Start of Recorded information

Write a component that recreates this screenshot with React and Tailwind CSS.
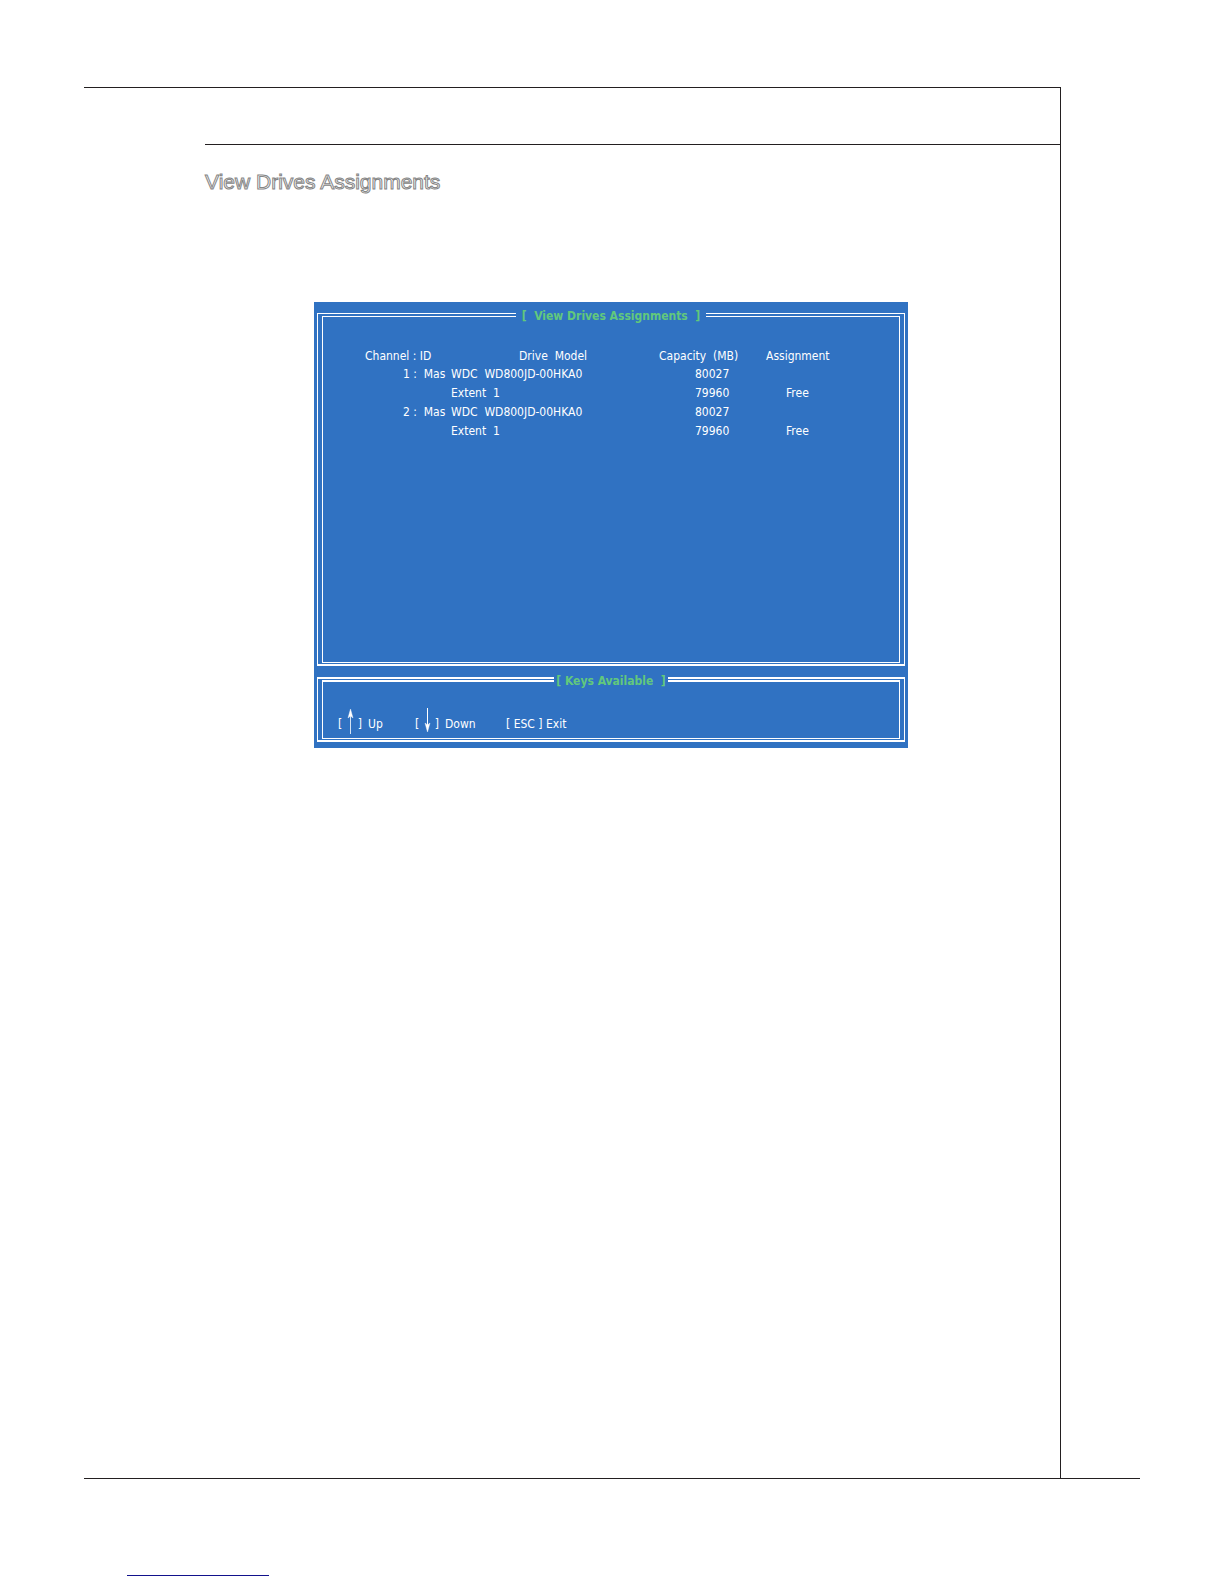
const drives = [
  { id: "1 :  Mas", model: "WDC  WD800JD-00HKA0", capacity: "80027", free: "79960" },
  { id: "2 :  Mas", model: "WDC  WD800JD-00HKA0", capacity: "80027", free: "79960" },
];

function Title({ children, className }) {
  return (
    <h2
      className={`absolute left-1/2 -translate-x-1/2 flex justify-center bg-[#3072c2] text-[12px] leading-4 font-bold whitespace-pre text-[#62c87c] ${className}`}
    >
      {children}
    </h2>
  );
}

function Arrow({ down }) {
  return (
    <svg width="9" height="26" viewBox="0 0 9 26" fill="none" stroke="white" aria-hidden="true">
      {down ? (
        <>
          <path d="M4.5 0V20" strokeWidth="1" />
          <path d="M2 15L4.5 24L7 15L4.5 17Z" fill="white" strokeWidth="0.4" />
        </>
      ) : (
        <>
          <path d="M4.5 5V26" strokeWidth="1" opacity="0.8" />
          <path d="M2 10L4.5 1L7 10L4.5 8Z" fill="white" strokeWidth="0.4" />
        </>
      )}
    </svg>
  );
}

function Key({ children, label, className }) {
  return (
    <li className={`flex items-end ${className}`}>
      <span className="flex w-6 items-end justify-between">
        <span>[</span>
        {children}
        <span>]</span>
      </span>
      <span className="ml-[6px]">{label}</span>
    </li>
  );
}

export default function App() {
  return (
    <main className="bg-white pt-[87px] pr-[84px] pb-2 pl-[84px] font-['Liberation_Sans',Arial,sans-serif]">
      <section className="mr-[79px] min-h-[1391px] border-t border-r border-[#231f20] pl-[121px]">
        <div className="h-[57px] border-b border-[#231f20]" />
        <h1 className="mt-[23px] text-[21px] leading-7 text-white [-webkit-text-stroke:1px_#858585]">
          View Drives Assignments
        </h1>

        <div className="mt-[106px] ml-[109px] max-w-[594px] bg-[#3072c2] px-[3px] pt-[11px] pb-[6px] font-['DejaVu_Sans_Condensed','Noto_Sans',sans-serif] text-[12px] text-white">
          <div className="relative border border-b-2 border-white px-1 pt-[2px] pb-px">
            <Title className="-top-[6px] w-[190px]">{"[  View Drives Assignments  ]"}</Title>
            <div className="min-h-[347px] border border-white pt-[30px] pl-[42px]">
              <table className="w-full table-fixed text-left leading-[19px] whitespace-pre">
                <colgroup>
                  <col className="w-[86px]" />
                  <col className="w-[208px]" />
                  <col className="w-[107px]" />
                  <col />
                </colgroup>
                <thead className="leading-[18px]">
                  <tr>
                    <th className="p-0 font-normal">Channel : ID</th>
                    <th className="p-0 pl-[68px] font-normal">Drive  Model</th>
                    <th className="p-0 font-normal">Capacity  (MB)</th>
                    <th className="p-0 font-normal">Assignment</th>
                  </tr>
                </thead>
                {drives.map((d) => (
                  <tbody key={d.id}>
                    <tr>
                      <td className="p-0 pl-[38px]">{d.id}</td>
                      <td className="p-0">{d.model}</td>
                      <td className="p-0 pl-[36px]">{d.capacity}</td>
                      <td className="p-0" />
                    </tr>
                    <tr>
                      <td className="p-0" />
                      <td className="p-0">Extent  1</td>
                      <td className="p-0 pl-[36px]">{d.free}</td>
                      <td className="p-0 pl-5">Free</td>
                    </tr>
                  </tbody>
                ))}
              </table>
            </div>
          </div>

          <div className="relative mt-[11px] border border-y-2 border-white px-1 pt-px pb-px">
            <Title className="-top-[6px] w-[114px]">{"[ Keys Available  ]"}</Title>
            <div className="min-h-[59px] border border-t-2 border-white pt-[26px] pl-[15px]">
              <ul className="flex items-end leading-5">
                <Key label="Up" className="w-[77px]">
                  <Arrow />
                </Key>
                <Key label="Down" className="w-[91px]">
                  <Arrow down />
                </Key>
                <li>[ ESC ] Exit</li>
              </ul>
            </div>
          </div>
        </div>
      </section>
      <footer className="border-t border-[#231f20]">
        <div className="mt-24 ml-[43px] h-px w-[142px] bg-[#12128c]" />
      </footer>
    </main>
  );
}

End of Recorded information

### What you are asked to do
Copy out all the data without changing anything, and drop the pictures.

### Task solution
Write a component that recreates this screenshot with React and Tailwind CSS.
const drives = [
  { id: "1 :  Mas", model: "WDC  WD800JD-00HKA0", capacity: "80027", free: "79960" },
  { id: "2 :  Mas", model: "WDC  WD800JD-00HKA0", capacity: "80027", free: "79960" },
];

function Title({ children, className }) {
  return (
    <h2
      className={`absolute left-1/2 -translate-x-1/2 flex justify-center bg-[#3072c2] text-[12px] leading-4 font-bold whitespace-pre text-[#62c87c] ${className}`}
    >
      {children}
    </h2>
  );
}

function Arrow({ down }) {
  return (
    <svg width="9" height="26" viewBox="0 0 9 26" fill="none" stroke="white" aria-hidden="true">
      {down ? (
        <>
          <path d="M4.5 0V20" strokeWidth="1" />
          <path d="M2 15L4.5 24L7 15L4.5 17Z" fill="white" strokeWidth="0.4" />
        </>
      ) : (
        <>
          <path d="M4.5 5V26" strokeWidth="1" opacity="0.8" />
          <path d="M2 10L4.5 1L7 10L4.5 8Z" fill="white" strokeWidth="0.4" />
        </>
      )}
    </svg>
  );
}

function Key({ children, label, className }) {
  return (
    <li className={`flex items-end ${className}`}>
      <span className="flex w-6 items-end justify-between">
        <span>[</span>
        {children}
        <span>]</span>
      </span>
      <span className="ml-[6px]">{label}</span>
    </li>
  );
}

export default function App() {
  return (
    <main className="bg-white pt-[87px] pr-[84px] pb-2 pl-[84px] font-['Liberation_Sans',Arial,sans-serif]">
      <section className="mr-[79px] min-h-[1391px] border-t border-r border-[#231f20] pl-[121px]">
        <div className="h-[57px] border-b border-[#231f20]" />
        <h1 className="mt-[23px] text-[21px] leading-7 text-white [-webkit-text-stroke:1px_#858585]">
          View Drives Assignments
        </h1>

        <div className="mt-[106px] ml-[109px] max-w-[594px] bg-[#3072c2] px-[3px] pt-[11px] pb-[6px] font-['DejaVu_Sans_Condensed','Noto_Sans',sans-serif] text-[12px] text-white">
          <div className="relative border border-b-2 border-white px-1 pt-[2px] pb-px">
            <Title className="-top-[6px] w-[190px]">{"[  View Drives Assignments  ]"}</Title>
            <div className="min-h-[347px] border border-white pt-[30px] pl-[42px]">
              <table className="w-full table-fixed text-left leading-[19px] whitespace-pre">
                <colgroup>
                  <col className="w-[86px]" />
                  <col className="w-[208px]" />
                  <col className="w-[107px]" />
                  <col />
                </colgroup>
                <thead className="leading-[18px]">
                  <tr>
                    <th className="p-0 font-normal">Channel : ID</th>
                    <th className="p-0 pl-[68px] font-normal">Drive  Model</th>
                    <th className="p-0 font-normal">Capacity  (MB)</th>
                    <th className="p-0 font-normal">Assignment</th>
                  </tr>
                </thead>
                {drives.map((d) => (
                  <tbody key={d.id}>
                    <tr>
                      <td className="p-0 pl-[38px]">{d.id}</td>
                      <td className="p-0">{d.model}</td>
                      <td className="p-0 pl-[36px]">{d.capacity}</td>
                      <td className="p-0" />
                    </tr>
                    <tr>
                      <td className="p-0" />
                      <td className="p-0">Extent  1</td>
                      <td className="p-0 pl-[36px]">{d.free}</td>
                      <td className="p-0 pl-5">Free</td>
                    </tr>
                  </tbody>
                ))}
              </table>
            </div>
          </div>

          <div className="relative mt-[11px] border border-y-2 border-white px-1 pt-px pb-px">
            <Title className="-top-[6px] w-[114px]">{"[ Keys Available  ]"}</Title>
            <div className="min-h-[59px] border border-t-2 border-white pt-[26px] pl-[15px]">
              <ul className="flex items-end leading-5">
                <Key label="Up" className="w-[77px]">
                  <Arrow />
                </Key>
                <Key label="Down" className="w-[91px]">
                  <Arrow down />
                </Key>
                <li>[ ESC ] Exit</li>
              </ul>
            </div>
          </div>
        </div>
      </section>
      <footer className="border-t border-[#231f20]">
        <div className="mt-24 ml-[43px] h-px w-[142px] bg-[#12128c]" />
      </footer>
    </main>
  );
}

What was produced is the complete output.